= Ethnic penalty =

Economic and non-economic disadvantage

In sociology, the term ethnic penalty is used in reference to the economic and non-economic disadvantages that particular ethnicities experience in the labour market compared to other ethnic groups. As an area of study among behavioral economists, psychologists, and sociologists, it ranges beyond discrimination so non-cognitive factors can also be taken into consideration in order to explain why unwarranted differences exist between individuals with similar abilities because they are members of different ethnicities.

==Overview==
The concept of the ethnic penalty was first discussed by Oxford sociologist Anthony Heath. Heath originally looked at the ethnic penalty by making comparisons between two groups in Britain, whites and blacks, noting that unemployment of black African men was twice as high as unemployment of white men. Using 2001 UK census data, Johnston et al. suggest that all ethno-religious groups in the UK experienced ethnic penalties in the labour market, with the exception of White British ethno-religious groups. Carmichael and Woods additionally show that "the penalties paid vary considerably between the minority groups" studied, in the case of black, Indian, Pakistani, and Bangladeshi workers in the United Kingdom. Simpson, Purdam, Tajar, et al. also found that this differs between UK-born members of an ethnic minority and those of the same ethnicity born abroad – UK-born males are more likely to be unemployed than males from overseas, while UK-born women "tend to do better in the labour market than their overseas-born counterparts". Beyond this, Simpson et al. confirmed that this disadvantage is not tied to "concentration of ethnic minorities in deprived areas"; those of an "ethnic minority were still twice as likely to be unemployed than their White counterparts... even in areas that are predominantly White".
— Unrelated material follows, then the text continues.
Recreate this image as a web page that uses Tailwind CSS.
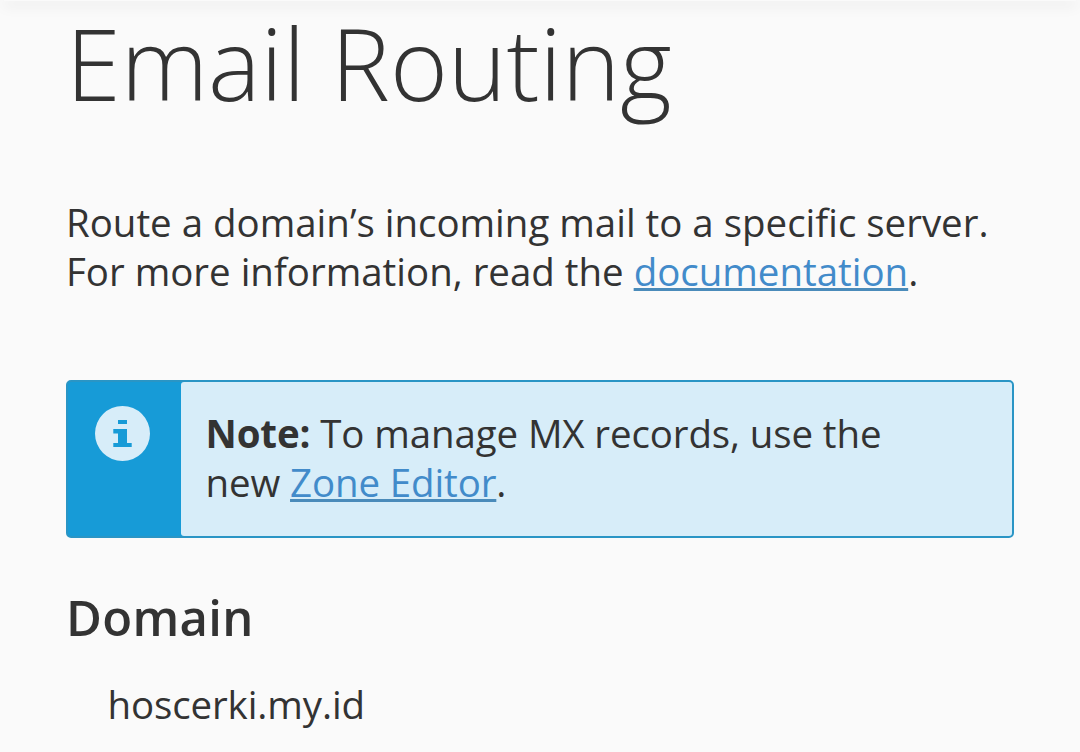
<!DOCTYPE html>
<html lang="en">
    <head>
        <meta charset="UTF-8" />
        <meta name="viewport" content="width=device-width, initial-scale=1.0" />
        <title>Email Routing</title>
        <script src="https://cdn.jsdelivr.net/npm/@tailwindcss/browser@4"></script>
    </head>
    <body
        class="h-[752px] overflow-hidden bg-[#fafafa] font-['Open_Sans',sans-serif] text-[38.45px] leading-[49px] text-[#333]"
    >
        <!-- bottom edge of the header bar -->
        <div class="mx-1 h-px bg-[#fafafa] shadow-[0_3px_14px_1px_rgba(0,0,0,0.14)]"></div>
        <main class="px-[66px]">
            <h1 class="h-[124px] text-[99px] leading-[124px] font-light">
                Email Routing
            </h1>
            <p class="mt-[73px] whitespace-nowrap">
                Route a domain’s incoming mail to a specific server.<br />
                For more information, read the
                <a
                    href="#"
                    class="text-[#428bca] underline decoration-[#4a8bba] decoration-3 underline-offset-2"
                    >documentation</a
                >.
            </p>

            <div
                class="mt-[84px] flex h-[158px] w-[948px] rounded-[5px] border-2 border-[#2a95c5] bg-[#179bd7]"
            >
                <div class="w-[113px] pt-6 pl-[27px]">
                    <svg class="size-[55px]" viewBox="0 0 55 55" aria-hidden="true">
                        <circle cx="27.5" cy="27.5" r="27.5" fill="#d7edf9" />
                        <path
                            fill="#179bd7"
                            d="M23 14h9v4h-9zM18.3 23H32v14h4.7v4H18.3v-4H23v-9.5h-4.7z"
                        />
                    </svg>
                </div>
                <p
                    class="flex-1 rounded-[3px] bg-[#d7edf9] pt-[27px] pl-[24.5px] tracking-[-0.1px]"
                >
                    <strong class="font-bold">Note:</strong> To manage MX
                    records, use the<br />
                    new
                    <a
                        href="#"
                        class="text-[#428bca] underline decoration-[#4a8bba] decoration-3 underline-offset-2"
                        >Zone Editor</a
                    >.
                </p>
            </div>

            <h2
                class="mt-[49px] text-[49px] leading-[60px] font-semibold tracking-[0.3px]"
            >
                Domain
            </h2>
            <p class="mt-[33px] pl-[41.5px] tracking-[-0.1px]">hoscerki.my.id</p>
        </main>
    </body>
</html>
Ethnic penalties are usually measured as differences in labour market outcomes between minorities and the majority that remain after controlling for human capital and social background characteristics in a statistical model. The ethnic penalty can be related to unemployment, occupational status or over-qualification. Ethnic penalties in the labour market are explained by a diversity of factors, such as individual characteristics, country characteristics, the social environment in the host country, and the policy environment in the host country and tested them separately. However, ethnic penalties are usually attributed to employers' discriminatory behaviour against minorities.